[Extracted data entries]
____

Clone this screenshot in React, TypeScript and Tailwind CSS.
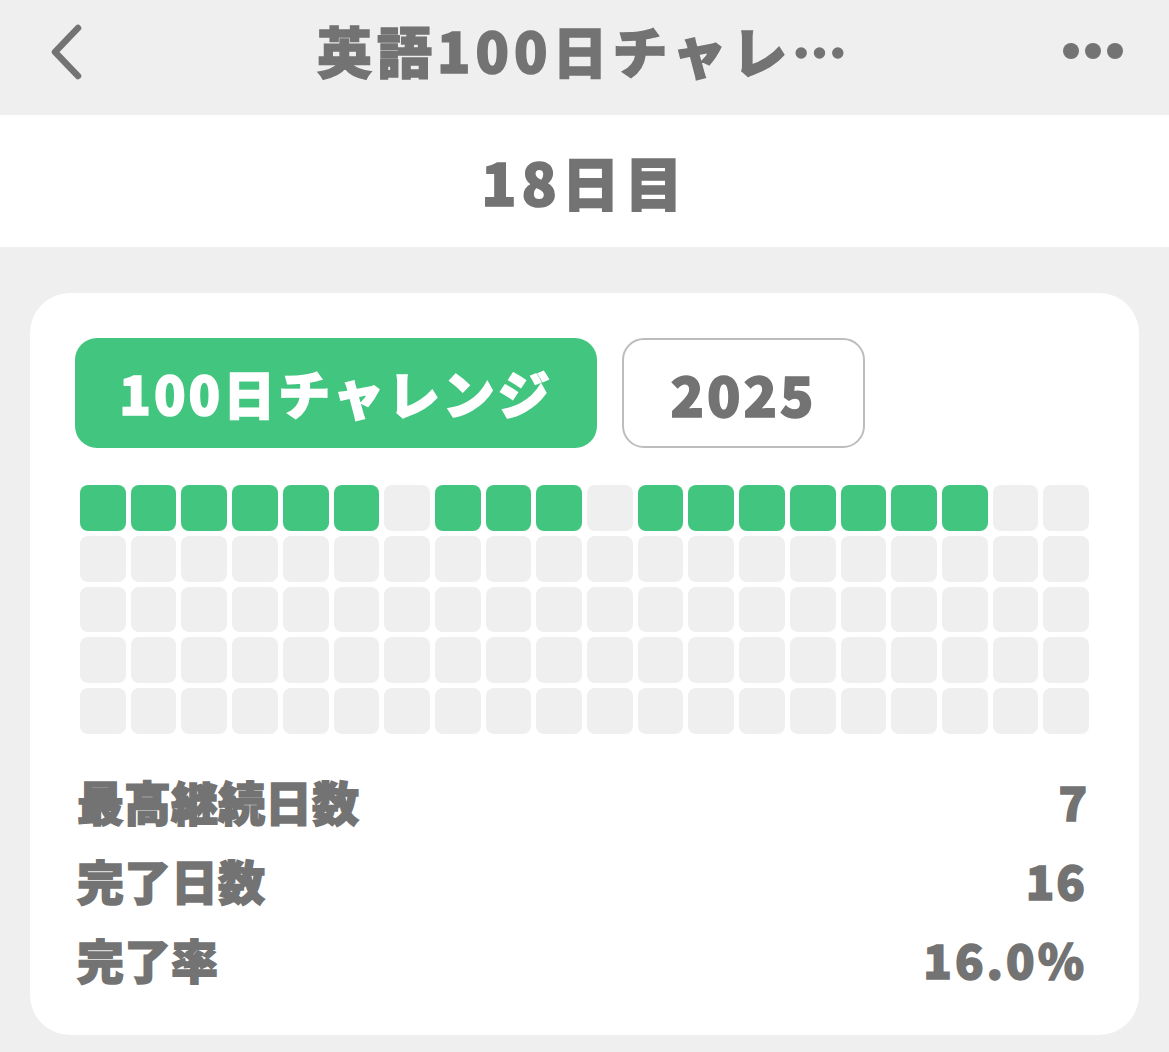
import React from "react";

const green = new Set([0, 1, 2, 3, 4, 5, 7, 8, 9, 11, 12, 13, 14, 15, 16, 17]);

export default function App() {
  const cells = Array.from({ length: 100 }, (_, i) => i);
  return (
    <div
      className="w-[1169px] h-[1052px] bg-[#efefef] text-[#737373] overflow-hidden"
      style={{ fontFamily: '"Noto Sans CJK JP", "Noto Sans", sans-serif' }}
    >
      {/* Nav bar */}
      <div className="h-[115px] flex items-center justify-between px-[46px] relative">
        <svg width="40" height="56" viewBox="0 0 40 56" className="mt-[-12px]">
          <path d="M32 4 L9 28 L32 52" fill="none" stroke="#737373" strokeWidth="6.5" strokeLinecap="round" strokeLinejoin="round" />
        </svg>
        <div className="absolute left-0 right-0 top-[14px] text-center text-[55px] font-black leading-[70px] tracking-[5px] pointer-events-none [-webkit-text-stroke:1.5px_#737373]">
          英語100日チャレ…
        </div>
        <svg width="60" height="20" viewBox="0 0 60 20" className="mt-[-14px]">
          <circle cx="8" cy="10" r="8" fill="#737373" />
          <circle cx="30" cy="10" r="8" fill="#737373" />
          <circle cx="52" cy="10" r="8" fill="#737373" />
        </svg>
      </div>
      {/* Day band */}
      <div className="h-[132px] bg-white flex items-center justify-center">
        <div className="text-[58px] font-black tracking-[5px] leading-none [-webkit-text-stroke:1.5px_#737373]">18日目</div>
      </div>
      {/* Card */}
      <div className="px-[30px] pt-[46px]">
        <div className="bg-white rounded-[40px] h-[742px] pt-[45px] px-[45px]">
          <div className="flex gap-[25px]">
            <div className="h-[110px] w-[522px] bg-[#42c57f] rounded-[22px] flex items-center justify-center text-white text-[52px] font-black tracking-[3px] [-webkit-text-stroke:1.5px_#ffffff]">
              100日チャレンジ
            </div>
            <div className="h-[110px] w-[243px] border-2 border-[#bdbdbd] rounded-[22px] flex items-center justify-center text-[55px] font-black tracking-[3px] [-webkit-text-stroke:1.5px_#737373]">
              2025
            </div>
          </div>
          <div className="mt-[37px] mx-[5px] grid grid-cols-[repeat(20,minmax(0,1fr))] gap-[5px]">
            {cells.map((i) => (
              <div
                key={i}
                className={`h-[45.8px] rounded-[8px] ${green.has(i) ? "bg-[#42c57f]" : "bg-[#efefef]"}`}
              />
            ))}
          </div>
          <div className="mt-[28px] pl-[2px] pr-[7px] flex flex-col text-[47px] font-black [-webkit-text-stroke:1.5px_#737373]">
            <div className="flex justify-between items-center h-[79px]">
              <span>最高継続日数</span>
              <span>7</span>
            </div>
            <div className="flex justify-between items-center h-[79px]">
              <span>完了日数</span>
              <span className="tracking-[2px]">16</span>
            </div>
            <div className="flex justify-between items-center h-[79px]">
              <span>完了率</span>
              <span className="tracking-[3px]">16.0%</span>
            </div>
          </div>
        </div>
      </div>
    </div>
  );
}
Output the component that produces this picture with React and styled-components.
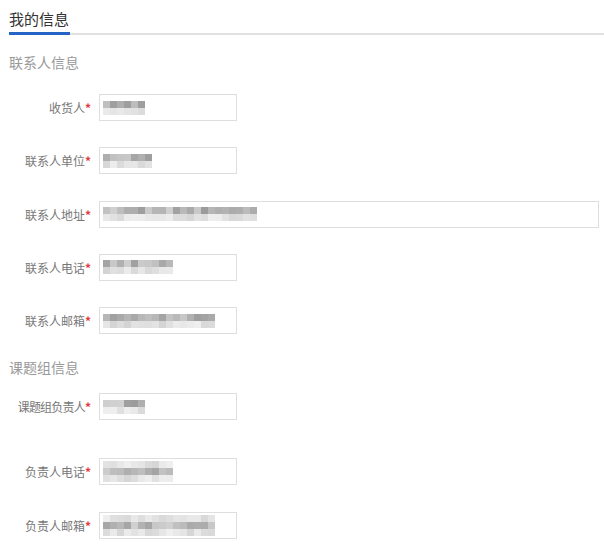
import React from "react";
import styled, { createGlobalStyle } from "styled-components";

const GlobalStyle = createGlobalStyle`
  body {
    margin: 0;
    background: #fff;
    font-family: "Noto Sans CJK SC", "Noto Sans", sans-serif;
  }
`;

const Page = styled.div`
  padding-left: 9px;
  width: 595px;
`;

const Header = styled.div`
  display: flex;
  padding-top: 7px;
  border-bottom: 2px solid #e1e1e1;
`;

const Title = styled.div`
  font-size: 15px;
  line-height: 24px;
  color: #333;
  padding-right: 1px;
  padding-bottom: 1px;
  border-bottom: 3px solid #2563c4;
  margin-bottom: -2px;
`;

const SectionTitle = styled.div`
  font-size: 14px;
  line-height: 20px;
  color: #999;
  margin-top: ${({ $top }) => $top}px;
`;

const Form = styled.div`
  display: flex;
  flex-direction: column;
  gap: 26.25px;
  margin-top: ${({ $top }) => $top}px;
`;

const Row = styled.div`
  display: flex;
  align-items: center;
  gap: 8px;
  margin-top: ${({ $extra }) => $extra || 0}px;
`;

const Label = styled.div`
  width: 82px;
  text-align: right;
  font-size: 12px;
  color: #777;
  white-space: nowrap;
  letter-spacing: ${({ $tight }) => ($tight ? "-0.8px" : "0")};
`;

const Star = styled.span`
  color: #e4393c;
  font-weight: bold;
  letter-spacing: 0;
`;

const Field = styled.div`
  box-sizing: border-box;
  width: ${({ $wide }) => ($wide ? "500px" : "138px")};
  height: 27px;
  border: 1px solid #dedede;
  display: flex;
  align-items: center;
  padding-left: 3px;
`;

const Mosaic = styled.div`
  display: grid;
  grid-auto-flow: column;
  grid-template-rows: repeat(${({ $rows }) => $rows}, 7px);
  grid-auto-columns: 7px;
`;

const Cell = styled.div`
  background: #666;
`;

function rand(seed) {
  let s = seed;
  return () => {
    s = (s * 9301 + 49297) % 233280;
    return s / 233280;
  };
}

const Redacted = ({ width, seed, rows = 2 }) => {
  const r = rand(seed);
  const cols = Math.round(width / 7);
  const cells = [];
  for (let c = 0; c < cols; c++) {
    for (let i = 0; i < rows; i++) {
      const mid = rows === 3 ? i === 1 : i === 0;
      const a = mid ? 0.3 + r() * 0.35 : 0.1 + r() * 0.18;
      cells.push(<Cell key={c + "-" + i} style={{ opacity: a }} />);
    }
  }
  return <Mosaic $rows={rows}>{cells}</Mosaic>;
};

const contact = [
  { label: "收货人", w: 40, seed: 3 },
  { label: "联系人单位", w: 49, seed: 11 },
  { label: "联系人地址", w: 154, seed: 27, wide: true },
  { label: "联系人电话", w: 70, seed: 41 },
  { label: "联系人邮箱", w: 110, seed: 57 },
];

const group = [
  { label: "课题组负责人", w: 39, seed: 71, tight: true },
  { label: "负责人电话", w: 70, seed: 83, rows: 3, extra: 12 },
  { label: "负责人邮箱", w: 110, seed: 97, rows: 3 },
];

const FormRow = ({ item }) => (
  <Row $extra={item.extra}>
    <Label $tight={item.tight}>
      {item.label}
      <Star>*</Star>
    </Label>
    <Field $wide={item.wide}>
      <Redacted width={item.w} seed={item.seed} rows={item.rows} />
    </Field>
  </Row>
);

export default function App() {
  return (
    <Page>
      <GlobalStyle />
      <Header>
        <Title>我的信息</Title>
      </Header>
      <SectionTitle $top={17}>联系人信息</SectionTitle>
      <Form $top={22}>
        {contact.map((item) => (
          <FormRow key={item.label} item={item} />
        ))}
      </Form>
      <SectionTitle $top={23}>课题组信息</SectionTitle>
      <Form $top={16}>
        {group.map((item) => (
          <FormRow key={item.label} item={item} />
        ))}
      </Form>
    </Page>
  );
}
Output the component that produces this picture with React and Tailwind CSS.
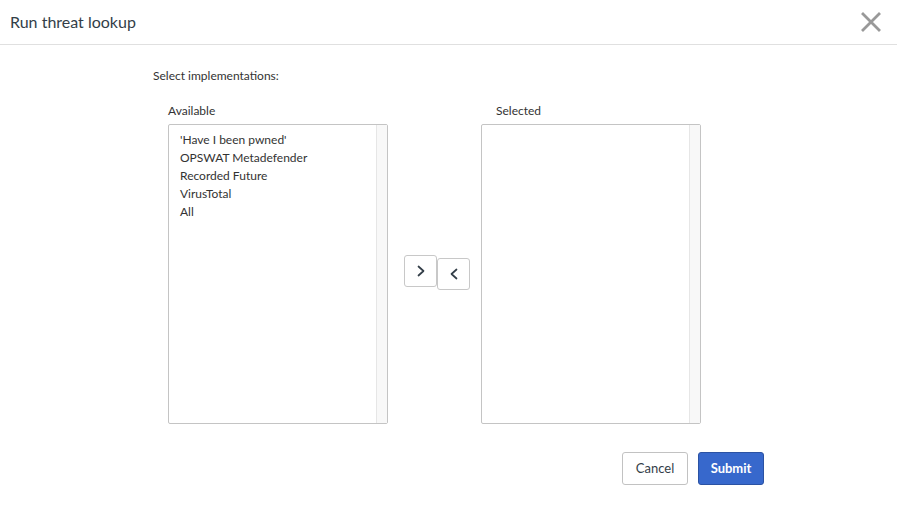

____

▸ **The task**: Give the lines again word for word, from the start of the records to the line holding "const green = new", both included, and leave out any picture.

▸ **Solution to the exercise**:
Clone this screenshot in React, TypeScript and Tailwind CSS.
import React from "react";

const green = new Set([0, 1, 2, 3, 4, 5, 7, 8, 9, 11, 12, 13, 14, 15, 16, 17]);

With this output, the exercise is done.